Saturday, 01 November 2008

  • ..it's the same for this time

    I am tired  exhausted  buuuuut happy 

    Exams have started and eveyday is passing by so quickly so it's coming to an end. Finally, year end holidays are about to come. Victor's coming back in 35 days. I get my Dream CHOCOLATE!! Never tries to stop me from eating chocolate and telling me that im fat, he's a good friend and people im NOT LIVING IN DENIAL! i know i am fat. I'll lose weight this coming holiday. I promise. But just dont break me down like that. Love me for who i am :P

    Hahahahah sryyy got carried away..

    So hopefully i get to watch High School Musical 3 today.
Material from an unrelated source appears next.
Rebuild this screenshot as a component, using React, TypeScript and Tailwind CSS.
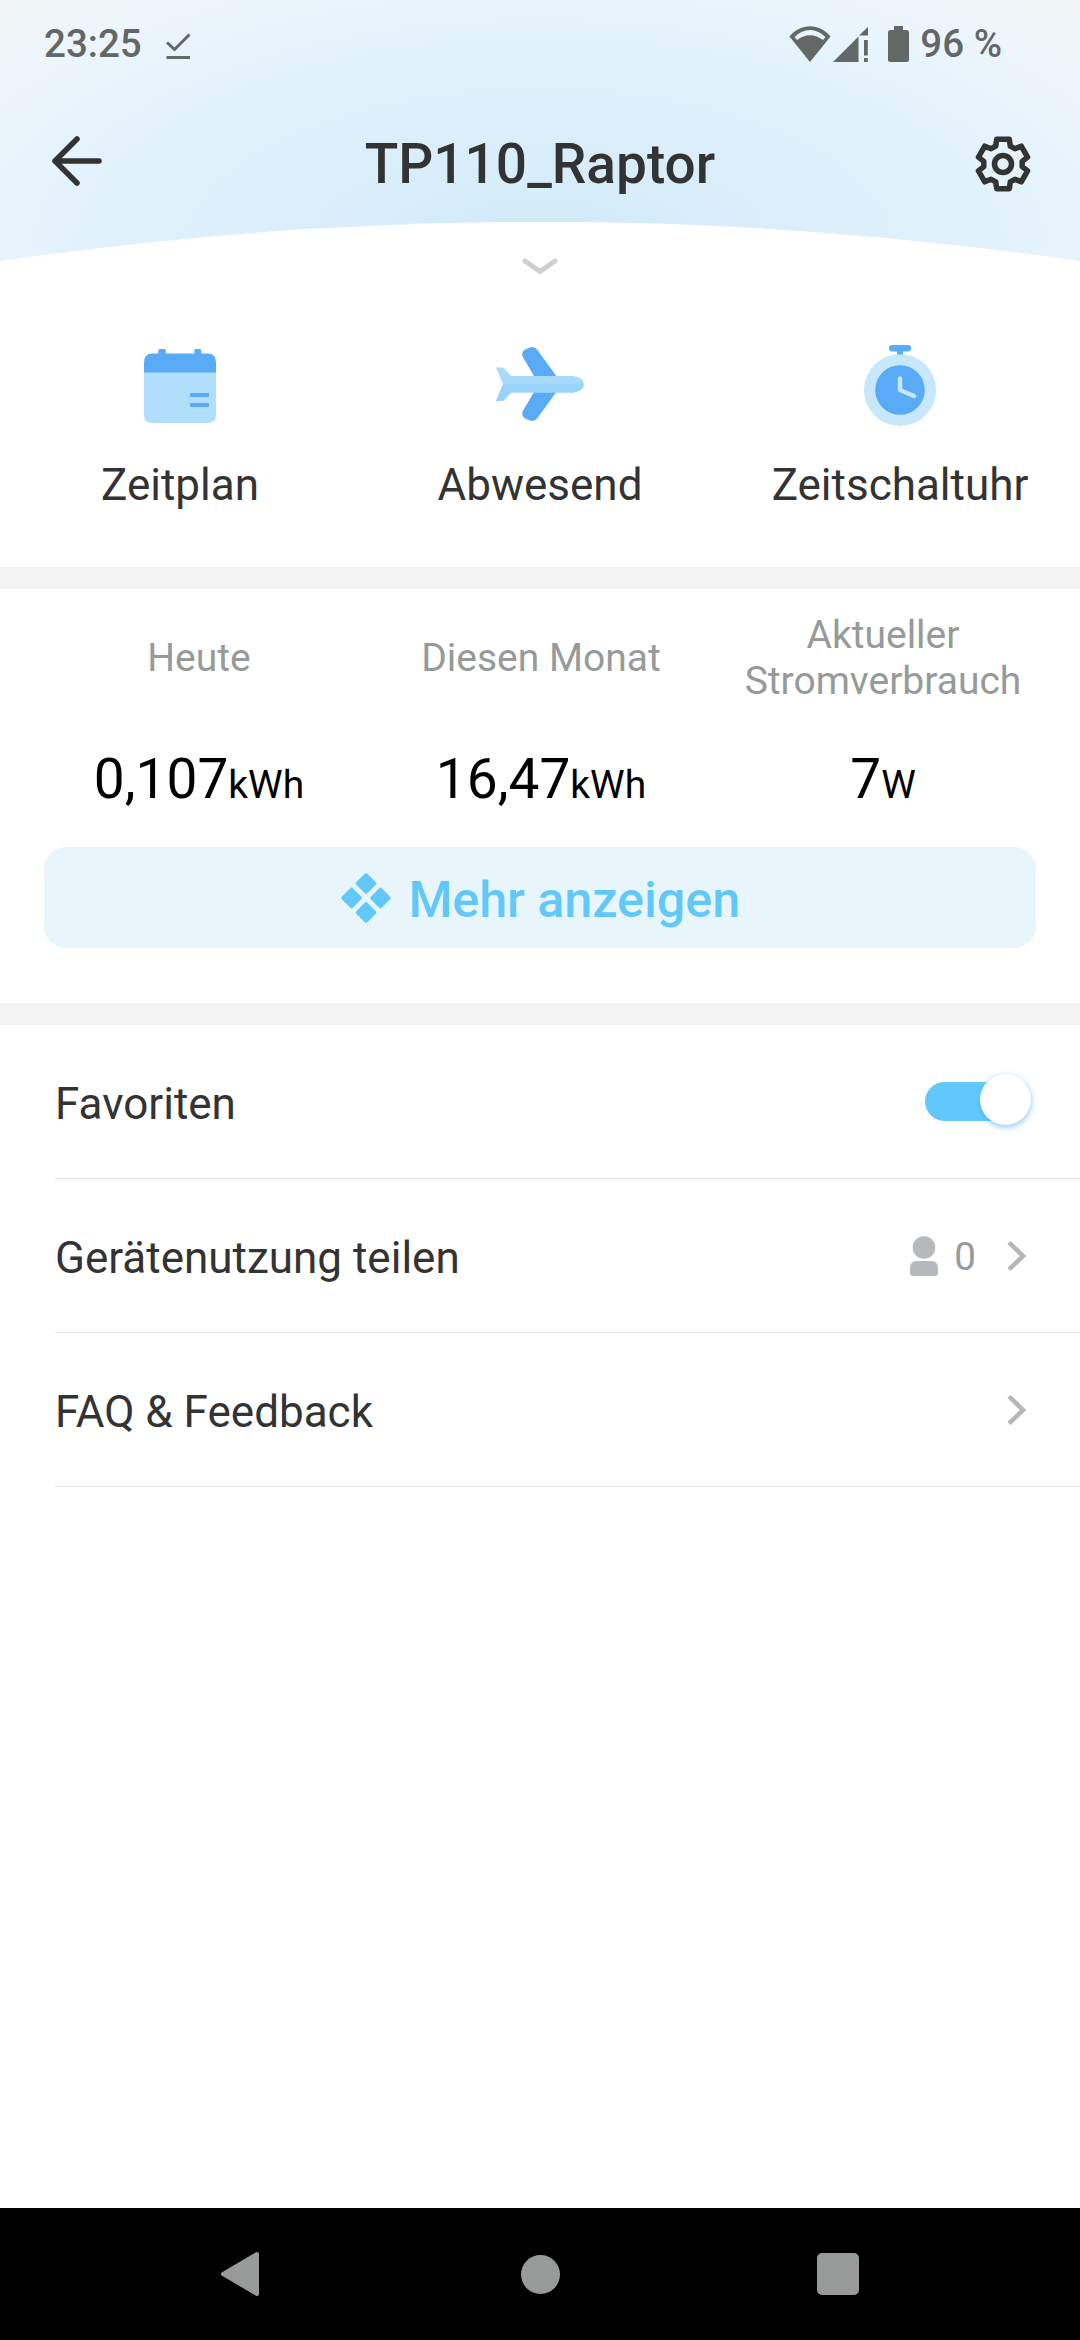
import type { ReactNode } from "react";

const toPoint = (r: number, deg: number) => {
  const a = (deg * Math.PI) / 180;
  return `${(r * Math.sin(a)).toFixed(2)},${(-r * Math.cos(a)).toFixed(2)}`;
};

const gearPoints = [0, 60, 120, 180, 240, 300]
  .flatMap((t) => [toPoint(19.4, t - 22), toPoint(25.5, t - 14.3), toPoint(25.5, t + 14.3), toPoint(19.4, t + 22)])
  .join(" ");

const StatusBar = () => (
  <div className="flex h-[88px] items-center pl-11 pr-[78px] text-[38.5px] font-medium text-[#636766]">
    <span>23:25</span>
    <svg className="ml-[22px] mt-1 h-7 w-7" viewBox="0 0 28 28" fill="none" stroke="currentColor" strokeWidth="3">
      <path d="M3 10.500 L10.500 17.500 L25.500 2.500" />
      <path d="M2.500 25.500 H26" />
    </svg>
    <div className="ml-auto flex items-center">
      <svg className="h-9 w-[42px]" viewBox="0 0 42 36" fill="currentColor">
        <path d="M21 36 L0.5 10.5 C12 -3.2 30 -3.2 41.5 10.5 Z M5.5 11 L8 14 C16 7.5 26 7.5 34 14 L36.500 11 C27 1.5 15 1.500 5.500 11 Z" fillRule="evenodd" />
      </svg>
      <svg className="ml-0.5 h-9 w-9" viewBox="0 0 36 36" fill="currentColor">
        <path d="M0 36 L25.500 10.500 V36 Z M26 9.500 L35 1 V9.500 Z" />
        <rect x="31" y="14" width="3.800" height="15.500" />
        <rect x="31" y="32" width="3.800" height="4" />
      </svg>
      <svg className="ml-[19px] h-9 w-[21px]" viewBox="0 0 21 36" fill="currentColor">
        <rect x="6" width="9" height="6" />
        <rect y="4" width="21" height="32" rx="2.500" />
      </svg>
      <span className="ml-[11px]">96 %</span>
    </div>
  </div>
);

const Header = () => (
  <header className="bg-[radial-gradient(748px_340px_at_540px_250px,#cfeaf9_0%,#daeefa_30%,#e0f1fb_56%,#e7f4fb_72%,#edf5fb_85%,#f1f5f8_100%)]">
    <StatusBar />
    <div className="flex h-[134px] items-center justify-between pl-[51px] pr-[49px] pt-[18px] text-[#333]">
      <svg className="-mt-1.5 h-[54px] w-[54px]" viewBox="0 0 54 54" fill="none" stroke="currentColor" strokeWidth="5.500" strokeLinecap="round" strokeLinejoin="round">
        <path d="M26 5 L4 27 L26 49 M4 27 H48" />
      </svg>
      <h1 className="text-[55px] font-medium leading-none">TP110_Raptor</h1>
      <svg className="h-14 w-14" viewBox="-28 -28 56 56" fill="none" stroke="currentColor" strokeWidth="5.500" strokeLinejoin="round">
        <polygon points={gearPoints} />
        <circle r="8.500" />
      </svg>
    </div>
    <svg className="block h-[62px] w-full" viewBox="0 0 1080 62" fill="none">
      <path d="M0 39 A3758 3758 0 0 1 1080 39 V62 H0 Z" fill="#fff" />
      <path d="M525 39 L540 49.500 L555 39" stroke="#cdd0d2" strokeWidth="5" strokeLinecap="round" strokeLinejoin="round" />
    </svg>
  </header>
);

const CalendarIcon = () => (
  <svg className="h-[84px] w-[90px]" viewBox="0 0 90 84">
    <path d="M9 27 H81 V71 Q81 79 73 79 H17 Q9 79 9 71 Z" fill="#b0defb" />
    <path d="M9 28.500 V18 Q9 9.500 17.500 9.500 H72.500 Q81 9.500 81 18 V28.500 Z" fill="#5aabf7" />
    <rect x="23.300" y="5" width="7.500" height="8" rx="1.500" fill="#5aabf7" />
    <rect x="59.300" y="5" width="7" height="8" rx="1.500" fill="#5aabf7" />
    <rect x="55" y="49" width="19" height="4" rx="1" fill="#5aabf7" />
    <rect x="55" y="59" width="19" height="4" rx="1" fill="#5aabf7" />
  </svg>
);

const PlaneIcon = () => (
  <svg className="h-[84px] w-[90px]" viewBox="0 0 90 84">
    <path d="M39 32 L27.800 13 Q26 8.500 30 5.500 L35 3.500 Q39.500 2 42.500 6 L62 33 V47 L42.500 74 Q39.500 78 35 76.500 L30 74.500 Q26 71.500 27.800 67 L39 48 Z" fill="#5aabf7" />
    <path d="M1 23.500 H7 Q9 23.500 10.500 25.500 L16 32 H78 Q89 33.500 89 40.300 Q89 47 78 48.500 H16 L9 56 Q8 57 6.500 57 H1 L8 40.300 Z" fill="#a9dafb" />
    <path d="M8 40.300 H89 Q88 47 78 48.500 H16 L9 56 Q8 57 6.500 57 H1 Z" fill="#97d3fb" />
  </svg>
);

const TimerIcon = () => (
  <svg className="h-[84px] w-[90px]" viewBox="0 0 90 84">
    <circle cx="45" cy="46" r="36" fill="#c7e7fa" />
    <circle cx="45" cy="46" r="24.800" fill="#5aabf7" />
    <rect x="34" y="1" width="22" height="6.500" rx="3" fill="#5aabf7" />
    <rect x="42" y="5" width="6" height="5.500" fill="#5aabf7" />
    <path d="M45 34.500 V46 L59 52" fill="none" stroke="#c7e7fa" strokeWidth="4.500" strokeLinecap="round" strokeLinejoin="round" />
  </svg>
);

const ACTIONS = [
  { label: "Zeitplan", icon: <CalendarIcon /> },
  { label: "Abwesend", icon: <PlaneIcon /> },
  { label: "Zeitschaltuhr", icon: <TimerIcon /> },
];

const STATS = [
  { label: "Heute", value: "0,107", unit: "kWh" },
  { label: "Diesen Monat", value: "16,47", unit: "kWh" },
  { label: "Aktueller Stromverbrauch", value: "7", unit: "W" },
];

const Chevron = () => (
  <svg className="h-8 w-5" viewBox="0 0 20 32" fill="none" stroke="#b4b7b9" strokeWidth="4.500">
    <path d="M2 2.500 L16 16 L2 29.500" />
  </svg>
);

const Row = ({ label, children }: { label: string; children: ReactNode }) => (
  <div className="ml-[55px] flex h-[154px] items-center justify-between border-b border-[#e6e6e6] pr-[53px]">
    <span className="mt-1 text-[44px] text-[#333]">{label}</span>
    {children}
  </div>
);

export default function App() {
  return (
    <div className="flex h-[2340px] w-[1080px] flex-col bg-white font-[Roboto,sans-serif]">
      <Header />

      <section className="grid h-[283px] grid-cols-3 pt-[60px]">
        {ACTIONS.map((a) => (
          <div key={a.label} className="flex flex-col items-center">
            {a.icon}
            <span className="mt-[31px] text-[44px] leading-[52px] text-[#333]">{a.label}</span>
          </div>
        ))}
      </section>

      <div className="h-[22px] bg-[#f4f4f4]" />

      <section className="h-[414px] pt-[23px]">
        <div className="grid grid-cols-3 pl-7 pr-[26px] text-center">
          {STATS.map((s) => (
            <div key={s.label} className="flex flex-col items-center">
              <div className="flex h-[92px] w-[300px] items-center justify-center text-[39px] leading-[46px] text-[#969a99]">
                {s.label}
              </div>
              <div className="mt-[43px] h-16 text-[55px] leading-[64px] text-black">
                {s.value}
                <span className="text-[39px] leading-none">{s.unit}</span>
              </div>
            </div>
          ))}
        </div>
        <button className="mx-11 mt-9 flex h-[101px] w-[992px] items-center justify-center rounded-[22px] bg-[#e8f6fb] text-[#62c8fb]">
          <svg className="h-[52px] w-[52px]" viewBox="-26 -26 52 52" fill="currentColor">
            <g transform="rotate(45)">
              <rect x="-18" y="-18" width="15.600" height="15.600" rx="1.800" />
              <rect x="2.400" y="-18" width="15.600" height="15.600" rx="1.800" />
              <rect x="-18" y="2.400" width="15.600" height="15.600" rx="1.800" />
              <rect x="2.400" y="2.400" width="15.600" height="15.600" rx="1.800" />
            </g>
          </svg>
          <span className="ml-[17px] mt-[5px] text-[50.2px] font-medium leading-none">Mehr anzeigen</span>
        </button>
      </section>

      <div className="h-[22px] bg-[#f4f4f4]" />

      <section className="grow">
        <Row label="Favoriten">
          <div className="-mr-1 flex h-[39px] w-[106px] items-center justify-end rounded-full bg-[linear-gradient(to_right,#62c8fb_80px,transparent_80px)]">
            <div className="-mt-1 size-[51px] rounded-full bg-white shadow-[0_2px_5px_1px_rgba(90,171,247,0.55)]" />
          </div>
        </Row>
        <Row label="Gerätenutzung teilen">
          <div className="flex items-center">
            <svg className="h-10 w-7" viewBox="0 0 28 40" fill="#b6babd">
              <circle cx="14" cy="11.500" r="11.300" />
              <path d="M0 37 V32 Q0 25 7 25 H21 Q28 25 28 32 V37 Q28 40 25 40 H3 Q0 40 0 37 Z" />
            </svg>
            <span className="ml-4 mr-[31px] mt-[3px] text-[38.5px] text-[#969a99]">0</span>
            <Chevron />
          </div>
        </Row>
        <Row label="FAQ & Feedback">
          <Chevron />
        </Row>
      </section>

      <nav className="flex h-[132px] items-center justify-between bg-black pl-[220px] pr-[221px]">
        <svg className="h-[46px] w-10" viewBox="0 0 40 46" fill="#989a99" stroke="#989a99" strokeWidth="4" strokeLinejoin="round">
          <path d="M37 3 V43 L3 23 Z" />
        </svg>
        <div className="ml-[3px] size-[39px] rounded-full bg-[#989a99]" />
        <div className="size-[42px] rounded-[5px] bg-[#989a99]" />
      </nav>
    </div>
  );
}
If possible, i hope to go with my friends.

    I miss Jules soo much! I miss Joshie too.. =(

    Please please please please just lemmme get through time quickly as possible so the holidays can come and i can hang out with buddies and put exams aside!

    Was bored so i watched Mamma Mia again last night and when Meryl Steep was singing that song by Abba " The Winner Takes It All " I was trying so hard not to relate to it but in the end, i did.

    I don't wanna talk about things we've gone through
    Though it's hurting me, now it's history
    I've played all my cards and that's what you've done too
    Nothing more to say, no more ace to play
    The winner takes it all, the loser standing small
    Beside the victory, that's her destiny
    I was in your arms, thinking I belonged there
    I figured it made sense, building me a fence
    Building me a home, thinking I'd be strong there
    But I was a fool, playing by the rules
    The gods may throw a dice, their minds as cold as ice
    And someone way down here, loses someone dear
    The winner takes it all, the loser has to fall
    It's simple and it's plain, why should I complain
    But tell me does she kiss, like I used to kiss you
    Does it feel the same, when she calls your name
    Somewhere deep inside you must know I miss you
    But what can I say, rules must be obeyed
    The judges will decide, the likes of me abide
    Spectators of the show, always staying low
    The game is on again, a lover or a friend
    A big thing or a small, the winner takes it all
    I don't wanna talk if it makes you feel sad
    And I understand, you've come to shake my hand
    I apologize if it makes you feel bad
    Seeing me so tense, no self-confidence
    But you see
    The winner takes it all
    The winner takes it all
  • Tagged by Ivin

    What's your ambition?
    i havent quite figure it out actually

    Who is more important to you?
    If i had to choose, it would be definitely be my family

    What is your favourite food?
    Sushi and good ice-cream

    Do you think you have enough confidence?
    That has always been my weakness.

    How many babies do you want?
    That's abit early to predict, dont you think?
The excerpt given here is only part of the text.